タックスヘイブンのペーパーカンパニーから、普通に配当金として日本に送金すれば日本で税金が課せられてしまいます。またペーパーカンパニーから何らかの名目で送金しても、やはり日本の会社は「収入」として計上しなくてはならず、
そこには税金が発生します。
つまり、この脱税スキームでは税金を逃れようと思えば、お金をタックスヘイブンのペーパーカンパニーに置きっぱなしにしておかなければならないのです。実際、タックスヘイブンのペーパーカンパニーに、お金を置きっぱなしにしている投資家もたくさんいます。
もちろんいくら税金を逃れても置きっぱなしにされて塩漬けにされれば意味がありません。だから投資家や企業は、様々な方法を駆使して、タックスヘイブンからお金を引き出そうとします。たとえばタックスヘイブンのペーパーカンパニーに、自分が欲しいものを買わせるということもあります。たとえば、ペーパーカンパニーのお金を使って自分が欲しい別荘などを買い、その別荘を自分が使うのです。こうすればペーパーカンパニーから本国に送金せずに、ペーパーカンパニーのお金を使う事ができます実際に、ロンドンの高級住宅街の多くは、タックスヘイブンのペーパーカンパニーによって買い占められているのです。
国税もバカじゃない。現金を持ち込まなくても脱税がバレる訳
が、お金がすぐに欲しい人はそういう悠長なことはできません。そのため、冒頭の不動産会社の社長らは、わざわざ現地から現金を日本に持ち運んできたのです。
しかし、現地でお金を引き出して日本に持ち込めば、これは、完全に「脱税」になります。いくら完璧なペーパーカンパニーをつくってお金の流れを誤魔化しても、自分で資金を引き出した時点で、すでに帳簿外のお金になっていますので言い訳はできません。
しかもこれほど煩雑なスキームを使えば、バレる確率も上がります。多額の現金を日本に持ち込む場合は、入管に申告しなければなりませんが、もちろん脱税金を持ち込む場合は申告などできないので密輸ということになります。まずここで発覚する可能性が出てきます。

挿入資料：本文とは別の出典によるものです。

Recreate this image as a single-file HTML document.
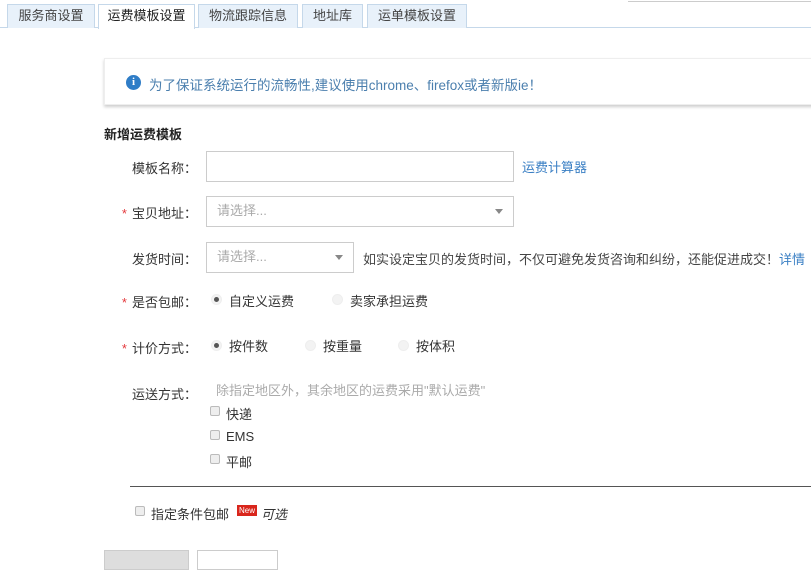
<!DOCTYPE html>
<html><head><meta charset="utf-8"><style>
*{margin:0;padding:0;box-sizing:border-box}
body{width:811px;height:559px;overflow:hidden;background:#fff;font-family:"Liberation Sans","Noto Sans CJK SC",sans-serif;font-size:13px;color:#333;position:relative}
.a{position:absolute}
.tab{position:absolute;top:4px;height:24px;border:1px solid #c5d8ea;border-bottom:none;background:#e8f1fa;line-height:22px;text-align:center;font-size:13px;color:#444}
.lbl{position:absolute;width:100px;text-align:right;left:97px;font-size:13px;color:#333}
.star{color:#e4393c;margin-right:5px}
.inp{position:absolute;border:1px solid #ccc;background:#fff;color:#aaa;padding-left:10px;line-height:28px;font-size:13px}
.arr{position:absolute;right:10px;top:12px;width:0;height:0;border-left:4px solid transparent;border-right:4px solid transparent;border-top:5px solid #888}
.rad{position:absolute;width:11px;height:11px;border-radius:50%;background:#f3f3f3;border:1px solid #eee}
.rad.on::after{content:"";position:absolute;left:2px;top:2px;width:5px;height:5px;border-radius:50%;background:#555}
.cb{position:absolute;width:10px;height:10px;border:1px solid #bbb;background:#eee;border-radius:2px}
</style></head><body>
<div class="a" style="left:628px;top:0;width:183px;height:2px;border-bottom:1px solid #ccc"></div>
<div class="a" style="left:0;top:27px;width:811px;height:1px;background:#c5d8ea"></div>
<div class="tab" style="left:7px;width:88px">服务商设置</div>
<div class="tab" style="left:98px;width:97px;background:#fff;height:25px;color:#222">运费模板设置</div>
<div class="tab" style="left:198px;width:100px">物流跟踪信息</div>
<div class="tab" style="left:302px;width:61px">地址库</div>
<div class="tab" style="left:367px;width:100px">运单模板设置</div>

<div class="a" style="left:104px;top:58px;width:720px;height:47px;border:1px solid #eee;box-shadow:0 2px 3px rgba(0,0,0,.2);background:#fff"></div>
<div class="a" style="left:126px;top:75px;width:15px;height:15px;border-radius:50%;background:#2f7dc7;color:#fff;font-size:11px;font-weight:bold;text-align:center;line-height:15px;font-family:'Liberation Serif',serif">i</div>
<div class="a" style="left:149px;top:74px;font-size:13.5px;color:#4b7fae">为了保证系统运行的流畅性,建议使用chrome、firefox或者新版ie！</div>

<div class="a" style="left:104px;top:124px;font-size:13px;font-weight:bold;color:#222">新增运费模板</div>

<div class="lbl" style="top:158px">模板名称：</div>
<div class="inp" style="left:206px;top:151px;width:308px;height:31px"></div>
<div class="a" style="left:522px;top:157px;color:#3a7fc4">运费计算器</div>

<div class="lbl" style="top:203px"><span class="star">*</span>宝贝地址：</div>
<div class="inp" style="left:206px;top:196px;width:308px;height:31px">请选择...<span class="arr"></span></div>

<div class="lbl" style="top:249px">发货时间：</div>
<div class="inp" style="left:206px;top:242px;width:148px;height:31px">请选择...<span class="arr"></span></div>
<div class="a" style="left:363px;top:249px;color:#444;white-space:nowrap">如实设定宝贝的发货时间，不仅可避免发货咨询和纠纷，还能促进成交！<span style="color:#3a7fc4">详情</span></div>

<div class="lbl" style="top:292px"><span class="star">*</span>是否包邮：</div>
<div class="rad on" style="left:211px;top:294px"></div><div class="a" style="left:229px;top:291px">自定义运费</div>
<div class="rad" style="left:332px;top:294px"></div><div class="a" style="left:350px;top:291px">卖家承担运费</div>

<div class="lbl" style="top:338px"><span class="star">*</span>计价方式：</div>
<div class="rad on" style="left:211px;top:340px"></div><div class="a" style="left:229px;top:336px">按件数</div>
<div class="rad" style="left:305px;top:340px"></div><div class="a" style="left:323px;top:336px">按重量</div>
<div class="rad" style="left:398px;top:340px"></div><div class="a" style="left:416px;top:336px">按体积</div>

<div class="lbl" style="top:384px">运送方式：</div>
<div class="a" style="left:216px;top:380px;color:#aaa">除指定地区外，其余地区的运费采用"默认运费"</div>
<div class="cb" style="left:210px;top:406px"></div><div class="a" style="left:226px;top:404px">快递</div>
<div class="cb" style="left:210px;top:430px"></div><div class="a" style="left:226px;top:429px">EMS</div>
<div class="cb" style="left:210px;top:454px"></div><div class="a" style="left:226px;top:452px">平邮</div>

<div class="a" style="left:130px;top:486px;width:681px;height:1px;background:#555"></div>
<div class="cb" style="left:135px;top:506px"></div>
<div class="a" style="left:151px;top:504px">指定条件包邮</div>
<div class="a" style="left:237px;top:505px;background:#d9261c;color:#fff;font-size:8px;padding:0 2px;height:11px;line-height:11px">New</div>
<div class="a" style="left:261px;top:504px;font-style:italic">可选</div>

<div class="a" style="left:104px;top:550px;width:85px;height:20px;background:#ddd;border:1px solid #ccc"></div>
<div class="a" style="left:197px;top:550px;width:81px;height:20px;background:#fff;border:1px solid #ccc"></div>
</body></html>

また国税もバカではないので、多額のお金がタックスヘイブンに送金されていれば、その行方を追います。タックスヘイブン国も、昨今では世界の非難を受け、ある程度脱税の摘発には協力するようになっています。だから日本の税務当局から、ペーパーカンパニーのお金を出し入れを確認させろという要望があれば、それには答えざるを得ません。ペーパーカンパニーに多額の送金がされ、しかもそのお金が引き出されてどこに行ったのかわからない、となると、当然、脱税の疑いが濃いということになり、査察の強制調査などが行なわれ脱税での告発ということになるわけです。